Handling in Production

Monitor your usage proactively: Set up alerts that trigger when you hit 80% of your rate limit, not 100%. Don’t wait until you’re actually hitting the hard limit to take action.

Implement circuit breakers for persistent issues: If you’re consistently hitting rate limits over and over, your circuit breaker should automatically stop making requests temporarily and wait 60 seconds before trying again. This prevents you from wasting resources on requests that will definitely fail.

Degrade gracefully with fallbacks: Don’t let rate limits completely break your entire application. Use cached data when available, or show a clear error message to users. The rest of your app should continue functioning.

Set up immediate alerts for anomalies: Get notified the instant you start hitting rate limits because this often indicates either a bug in your code or an unexpected usage pattern that needs investigation.

Bottom Line

I used to genuinely hate rate limits and saw them as pointless obstacles. Now I actually appreciate them for what they are. They force you to build better architecture with appropriate caching, efficient batching, proper queuing, graceful error handling, and thoughtful prioritization of what actually matters.

Every single system I’ve built got measurably better after I started designing for rate limits from the beginning instead of fighting against them.

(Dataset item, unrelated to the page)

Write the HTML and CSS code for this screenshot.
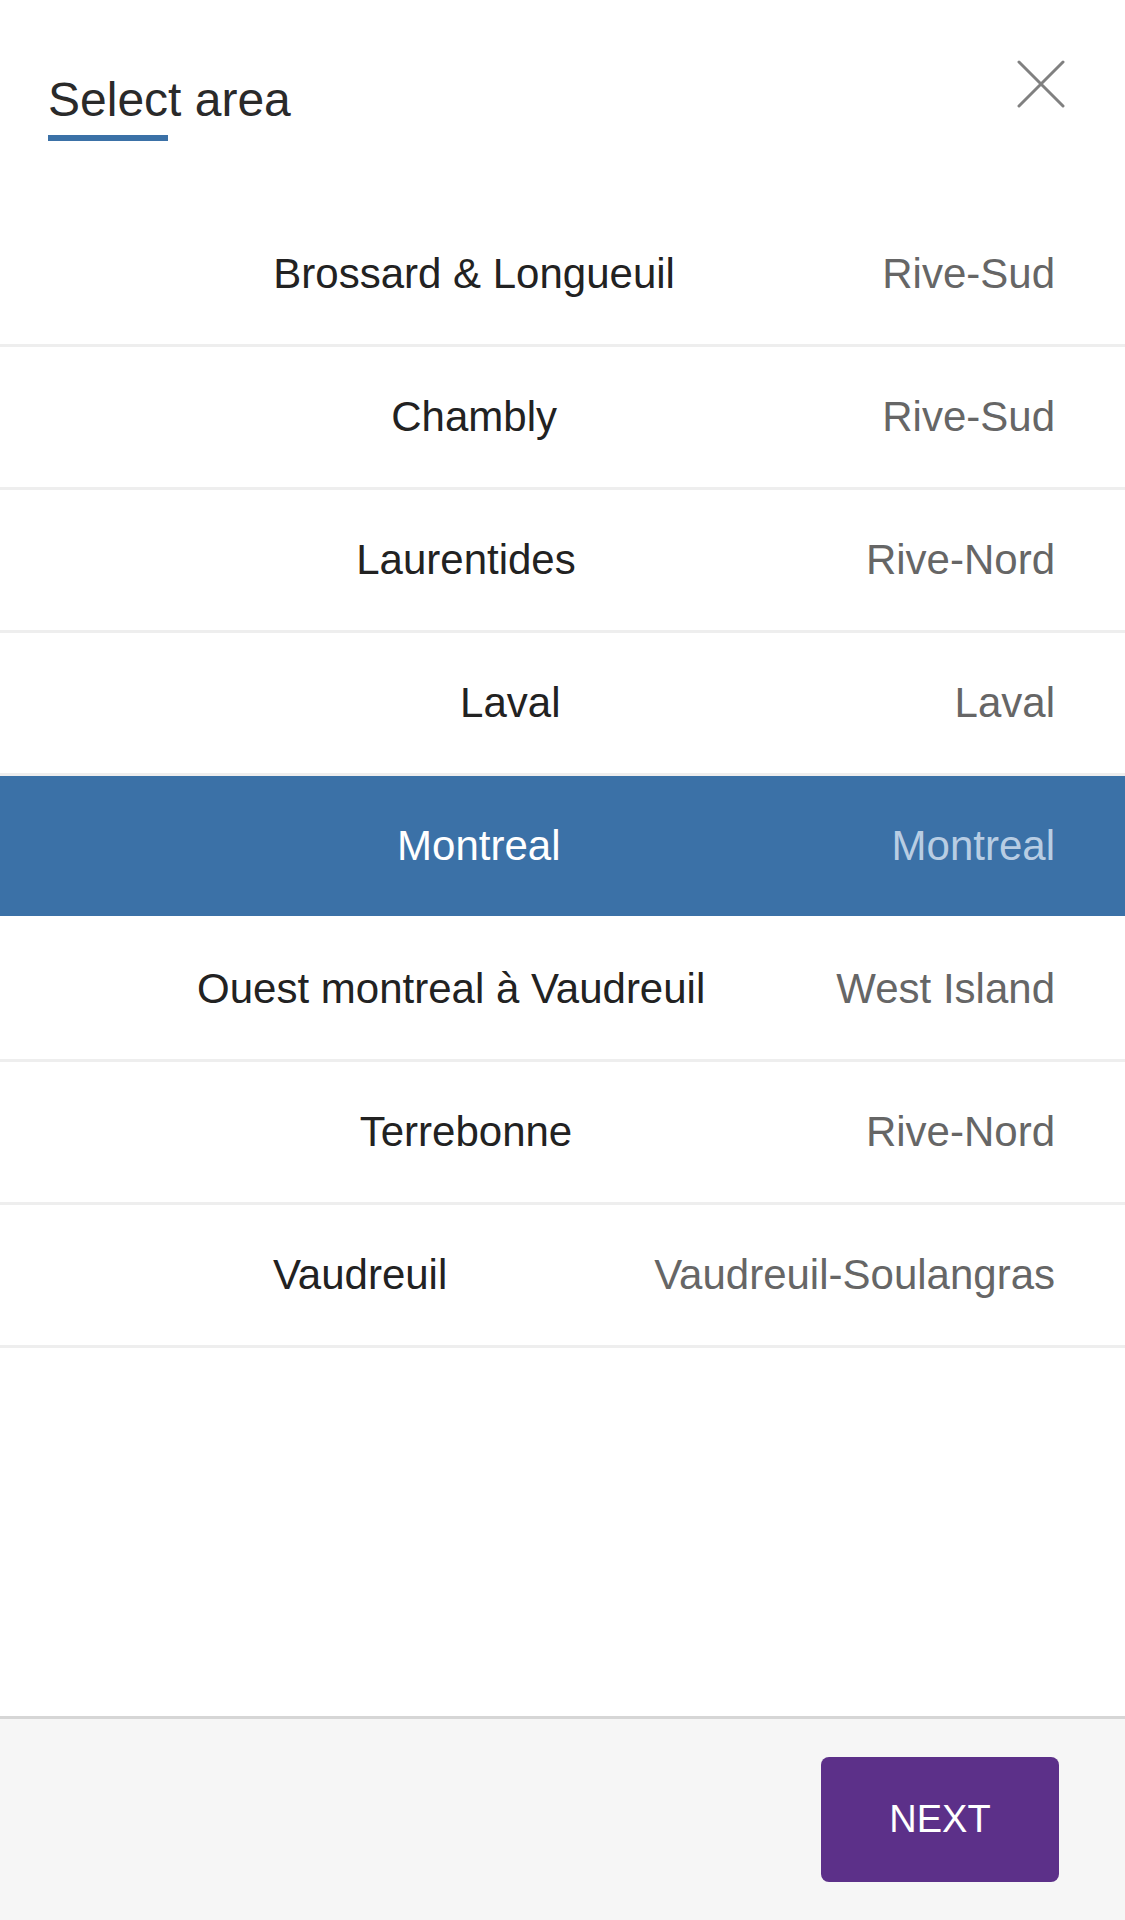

I’ve avoided multiple scenarios where bugs or unexpected traffic spikes would have easily cost thousands of dollars in wasted API calls.

Rate limits aren’t artificial restrictions that providers impose just to annoy you. They’re genuinely useful constraints that prevent you from building systems that work fine at small scale but catastrophically explode when you hit real-world production traffic.

Next time you hit a rate limit, don’t immediately curse the API provider. Take a moment to thank them for forcing you to build something better than your initial naive approach.

Then go implement proper caching, request batching, and worker queues like you should have done in the first place.